The worrying trend of children’s data being sold on the dark web

The worrying trend of children’s data being sold on the dark web

When was the last time you got a data breach notification, a letter in the mail about a potential compromise, or an email triggering a password reset on one of your accounts?

What about your kids?

When it comes to data breaches, we almost exclusively focus on adults. It’s automatic, instinctual: compromised data impacts customers, consumers, employees, and executives. We immediately assume they must be adults.

Unfortunately, that’s not the case — far from it.

A concerning trend

In my role as a security researcher, stolen identities and compromised payment cards are just a normal part of the workday. Criminal marketplaces hidden away on the dark web have entire economies devoted to buying, selling, and leaking stolen information — it’s a full time job for cyber criminals, and they’ve built entire ecommerce platforms to keep up with it.

I’m used to stolen data. It’s everywhere. It doesn’t surprise me.

Recently, however, I’ve seen slow traction around a new trend: advertisements for compromised data belonging to children. Child data isn’t popular on the dark web. In fact, it’s almost entirely unheard of. Fraudsters are in business to make money, and in most cases that involves stealing and exploiting information from people who have money and who transact in the world — namely, adults.

That’s starting to change.

The first red flag appeared in early 2016. A single ad appeared on a major dark web market, advertising “Child SSNs” packaged with parent information. Children’s Social Security numbers, served up in a convenient family pack, all for the low price of $10. It was a strange and unusual apparition at the time, and I wrote it off as a fluke.

Then, nearly a year later in late 2017, another listing appeared. This time from a different vendor, on a different market, with targeted advertising: “infant fullz,” the listing read, “get em before tax season [sic].” Fullz is slang for a full identity kit, a designation that the data contains everything a fraudster needs to steal an identity: name, address, account credentials, payment card data, answers to security questions, etc. Infants, mere weeks or months old, have less data than adults, but they still have enough information for cyber criminals exploit.

Two advertisements is concerning. Three is a trend.

The third listing appeared just a few months ago, near the end of 2018. Yet another vendor showed up on the dark web with child data for sale. This time, the vendor was explicit about their sourcing: as part of their breach of a major hospital network, the vendor had a collection of child data from pediatricians’ offices.

Offering records for children with birth dates ranging from 2010-2015, the vendor was quick to highlight the quality of the data sets: “generally speaking,” the vendor stressed, the kids “come from good families that can provide medical support.”

The kids are not alright

So why does this matter? What can a criminal do with the data on your first grader? Unfortunately, quite a lot.

Some of these data sets are being actively advertised for tax fraud, where fraudsters use child data to take advantage of the child tax credit while filing fraudulent tax returns. More frequently, criminals are using child data to create what are called synthetic identities.
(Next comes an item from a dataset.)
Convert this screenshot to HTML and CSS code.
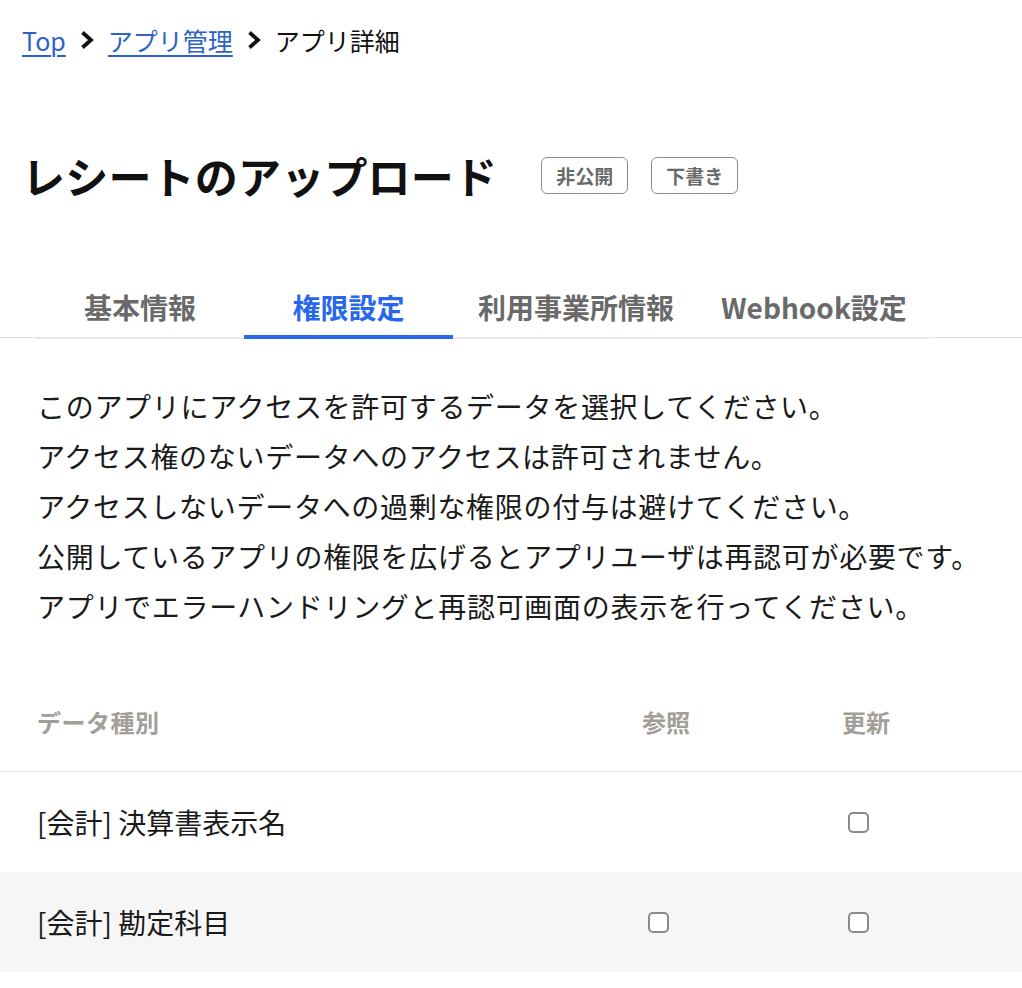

Traditional identity theft exploits a real, complete identity. Synthetic identities take a more nimble approach to fraud, piecing together new identities from a collection of individuals, often hinging on an unused (or unchecked) Social Security number. That’s where the kids come in.

While it might surprise you, there are limited checks in place to prevent someone from using a synthetic identity with an underage SSN to apply for credit, and once this newly invented individual has access to an initial credit line, they can slowly build credit, develop account access, and amass incredible debts over time. That’s the benefit of using children for the scheme: kids are too busy learning to read and write to check their credit reports, and parents typically don’t put credit freezes on their baby shower wish lists.

The problem goes unnoticed for years — possibly decades — before the child goes to apply for student loans, open their first credit card, or buy their first car. Anyone who’s had their credit card compromised knows how much damage criminals can do in the span of a few minutes. Imagine what they can do with a few years. Industry numbers indicate that synthetic identity fraud may have accounted for $6 billion in losses in 2016 alone — at least some of those losses will be attributed to children.

The future is bright (with a side of identity theft)

These listings aren’t the first time children have been caught up in data compromise. In November 2015, toymaker vTech announced a breach impacting 200,000 children around the world. Days later, they adjusted the number, reporting that, in fact, more than 6.3 million children were exposed.

Only weeks ago we saw two separate reports indicting Facebook for their negligence with child data, including the use of a research app to spy on minors and willfully turning a blind eye to friendly fraud to encourage children to embed themselves even further in video games without parental permission.

As the market for customer data grows, manufacturers, tech companies, and advertisers are collecting data on their target audiences at younger and younger ages. The more children are drawn into data collection, whether by governments, manufacturers, or tech giants, the more likely they are to face the same exposure as adults, with the same consequences.

We need to take data security more seriously for the children in our communities — our data is already exposed, and we’re forced to do more and more damage control with each new data breach announcement. If we act swiftly and firmly, we may be able to stem the damage before our children, and their children, face the same reality.